Grotsky is geboren in Israël en studeerde in de Verenigde Staten aan het Massachusetts Institute of Technology (MIT), waar hij een Master of Science haalde in de computerwetenschappen. Vlak na zijn studie richtte hij met anderen in 1999 vanuit het MIT een bedrijf op, Sophium, dat aan gepersonaliseerde televisie werkte. “We werden geholpen door een organisatie die zichzelf een ‘venture mentoring service’ noemde en verbonden was aan het MIT. Die club bestond uit geslaagde seriële ondernemers die als business angels waren gaan opereren. In deze periode leerde ik de Amerikaanse investeerderscultuur kennen.”
Enige jaren later keerde Grotsky terug naar Israël waar zijn ervaring met venture capital hem van pas kwam. Het technologische instituut Technion, dat een eigen incubator onderhoudt waaruit veel bekende Israëlische bedrijven zijn voortgekomen, organiseerde een ondernemerswedstrijd en vroeg Grotsky om vanuit een panel ondernemingsplannen te beoordelen. Grotsky kreeg de smaak te pakken en richtte in Israël een gelijksoortig netwerk van informele investeerders op. Binnen een paar weken stroomden de businessplannen binnen.
Volgens Grotsky werken Israëlische investeerders anders dan Amerikanen, die weer anders te werk gaan dan Europeanen. Grotsky: “De kans om voor een ondernemingsplan financiering te krijgen is waarschijnlijk in de VS het grootst. Reden is dat de Amerikaanse business angel een individu is die soms alleen het voortouw neemt. Daarentegen werken Europeanen en Israeli’s altijd vanaf het begin samen, omdat ze meer als een collectief opereren.” De grote hoeveelheid venture capital in Israël maakt het financieren van een businessplan echter niet gemakkelijker. “Als een ondernemer in Israël een paar keer ‘nee’ te horen heeft gekregen, gaat dat rondzingen. In Europa maak je soms nog kans bij een ander investeerdersnetwerk, maar Israëlische investeerders vormen eigenlijk één groot netwerk.”

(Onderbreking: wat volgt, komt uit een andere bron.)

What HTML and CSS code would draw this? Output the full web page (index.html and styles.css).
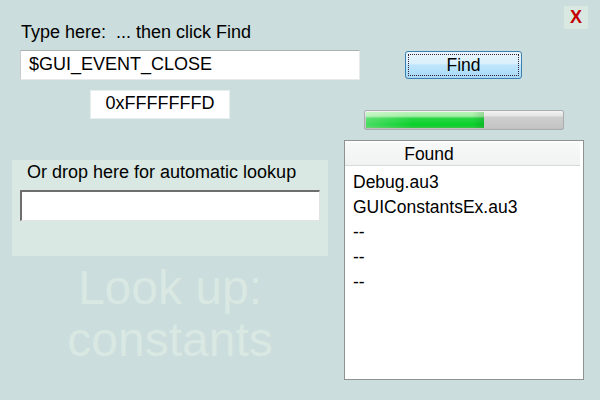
FILE: index.html
```html
<!DOCTYPE html>
<html>
<head>
<meta charset="utf-8">
<link rel="stylesheet" href="styles.css">
</head>
<body>
<div class="app">
  <div class="row row-title">
    <div class="title">Type here:&nbsp; ... then click Find</div>
    <div class="close">X</div>
  </div>
  <div class="row row-input">
    <div class="input input-main">$GUI_EVENT_CLOSE</div>
    <div class="find"><span class="find-focus">Find</span></div>
  </div>
  <div class="row row-result">
    <div class="hexbox">0xFFFFFFFD</div>
    <div class="progress"><div class="progress-fill" style="width: 60%"></div></div>
  </div>
  <div class="row row-bottom">
    <div class="left-col">
      <div class="group">
        <div class="group-label">Or drop here for automatic lookup</div>
        <div class="input input-drop"></div>
      </div>
      <div class="watermark">Look up:<br>constants</div>
    </div>
    <div class="list">
      <div class="list-header"><span class="list-col">Found</span></div>
      <div class="list-body">
        <div class="list-item">Debug.au3</div>
        <div class="list-item">GUIConstantsEx.au3</div>
        <div class="list-item">--</div>
        <div class="list-item">--</div>
        <div class="list-item">--</div>
      </div>
    </div>
  </div>
</div>
</body>
</html>
```
FILE: styles.css
```css
* { box-sizing: border-box; }
html, body { margin: 0; padding: 0; }
body {
  font-family: "Liberation Sans", Arial, sans-serif;
  font-size: 18px;
  color: #000;
}
.app {
  width: 600px;
  height: 400px;
  background: #cbdddc;
  overflow: hidden;
  display: flex;
  flex-direction: column;
}
.row { display: flex; align-items: flex-start; }

.row-title {
  justify-content: space-between;
  padding-top: 6px;
  height: 50px;
}
.title {
  margin-top: 16px;
  margin-left: 21px;
  line-height: 20px;
}
.close {
  width: 24px;
  height: 23px;
  margin-right: 12px;
  background: #dae8e2;
  color: #c40000;
  font-weight: bold;
  font-size: 18px;
  line-height: 23px;
  text-align: center;
}

.row-input { height: 40px; }
.input {
  background: #fff;
}
.input-main {
  margin-left: 20px;
  width: 340px;
  height: 30px;
  border-top: 1px solid #a9b1b1;
  border-left: 1px solid #c8cccc;
  border-right: 1px solid #e6eaea;
  border-bottom: 1px solid #e6eaea;
  padding-left: 8px;
  line-height: 26px;
}
.find {
  margin-left: 45px;
  margin-top: 1px;
  width: 117px;
  height: 28px;
  border: 1px solid #3c7fb1;
  border-radius: 3px;
  background: linear-gradient(to bottom, #eaf6fd 0%, #d9f0fc 45%, #bee6fd 50%, #a7d9f5 100%);
  padding: 2px;
  display: flex;
}
.find-focus {
  flex: 1;
  border: 1px dotted #3a2030;
  text-align: center;
  line-height: 20px;
  font-size: 17.5px;
}

.row-result { height: 50px; }
.hexbox {
  margin-left: 90px;
  width: 140px;
  height: 29px;
  background: #fff;
  border: 1px solid #e8eeee;
  text-align: center;
  line-height: 25px;
}
.progress {
  margin-left: 134px;
  margin-top: 20px;
  width: 200px;
  height: 20px;
  border: 1px solid #a9adad;
  border-radius: 2px;
  background: linear-gradient(to bottom, #f2f2f2 0%, #e6e6e6 25%, #cdcdcd 35%, #c6c6c6 90%, #bdbdbd 100%);
  padding: 1px;
}
.progress-fill {
  height: 100%;
  background:
    linear-gradient(to right, rgba(255,255,255,0.25) 0%, rgba(255,255,255,0) 40%, rgba(0,0,0,0) 90%, rgba(0,60,0,0.15) 100%),
    linear-gradient(to bottom, #b8f5b8 0%, #a6eea8 25%, #2ad645 40%, #06d12a 80%, #37c846 100%);
}

.row-bottom { flex: 1; }
.left-col {
  margin-left: 12px;
  width: 316px;
  padding-top: 20px;
}
.group {
  height: 96px;
  background: #d9e8e2;
  padding-top: 2px;
}
.group-label {
  padding-left: 15px;
  line-height: 20px;
}
.input-drop {
  margin-top: 8px;
  margin-left: 8px;
  width: 300px;
  height: 31px;
  border-top: 2px solid #6e6e6e;
  border-left: 2px solid #6e6e6e;
  border-right: 1px solid #e3e3e3;
  border-bottom: 1px solid #e3e3e3;
}
.watermark {
  margin-top: 6px;
  text-align: center;
  font-size: 48px;
  line-height: 52px;
  color: #d9e8e3;
}

.list {
  margin-left: 16px;
  width: 240px;
  height: 240px;
  background: #fff;
  border: 1px solid #8d9292;
  font-size: 17.5px;
}
.list-header {
  height: 25px;
  background: linear-gradient(to bottom, #ffffff 0%, #f7f8f8 10%, #f1f3f3 100%);
  border-bottom: 1px solid #d5d9d9;
  margin-right: 3px;
  display: flex;
}
.list-col {
  width: 168px;
  text-align: center;
  line-height: 27px;
}
.list-body {
  padding-top: 4px;
}
.list-item {
  padding-left: 8px;
  height: 25px;
  line-height: 25px;
}
```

Opvallend is verder dat Amerikaanse investeerders nogal snel met hun investeringen te koop lopen. “Ze willen hun participatie meteen aan de man brengen. Europeanen willen eerst alles onder controle brengen, terwijl Israëlische investeerders extreem lang alles geheim houden. Die zijn eigenlijk nogal achterdochtig.”
De Amerikaanse investeerder bestaat overigens niet, volgens Grotsky. “Er zijn nogal wat verschillen in cultuur tussen de westkust en de oostkust. Investeerders van de oostkust zijn bijna allemaal lieden die elkaar van de golfclub kennen. Hun benadering is nogal formeel en methodisch.” In Californië wordt volgens Grotsky meer uit de heup geschoten.
Een van de criteria die investeerders internationaal aanleggen voor een mogelijke participatie bestaat uit de soort activiteit waarmee de startup zich bezighoudt. Grotsky: “In Israël wordt veel, te veel, ingehaakt op de laatste trends en modes. Dat is in de VS minder het geval en in Europa in het geheel niet. Europeanen zijn daarentegen naar mijn smaak ook kortzichtiger. Ze hanteren een kortetermijnperspectief en hechten te veel aan bekende technologie.”
Zijn er, naast de algemene ondernemersgeest in een land, andere factoren te noemen die het succes in de hand werken? Grotsky: “Belangrijk is de beschikbaarheid van mensen uit verschillende culturen. Dat geldt voor Israël en Silicon Valley, maar in Europa meestal niet. In het managementteam van een startup wil ik graag mensen met een totaal verschillende achtergrond. Daardoor worden problemen eerder opgelost en wordt er vanaf het begin op wereldschaal gedacht.”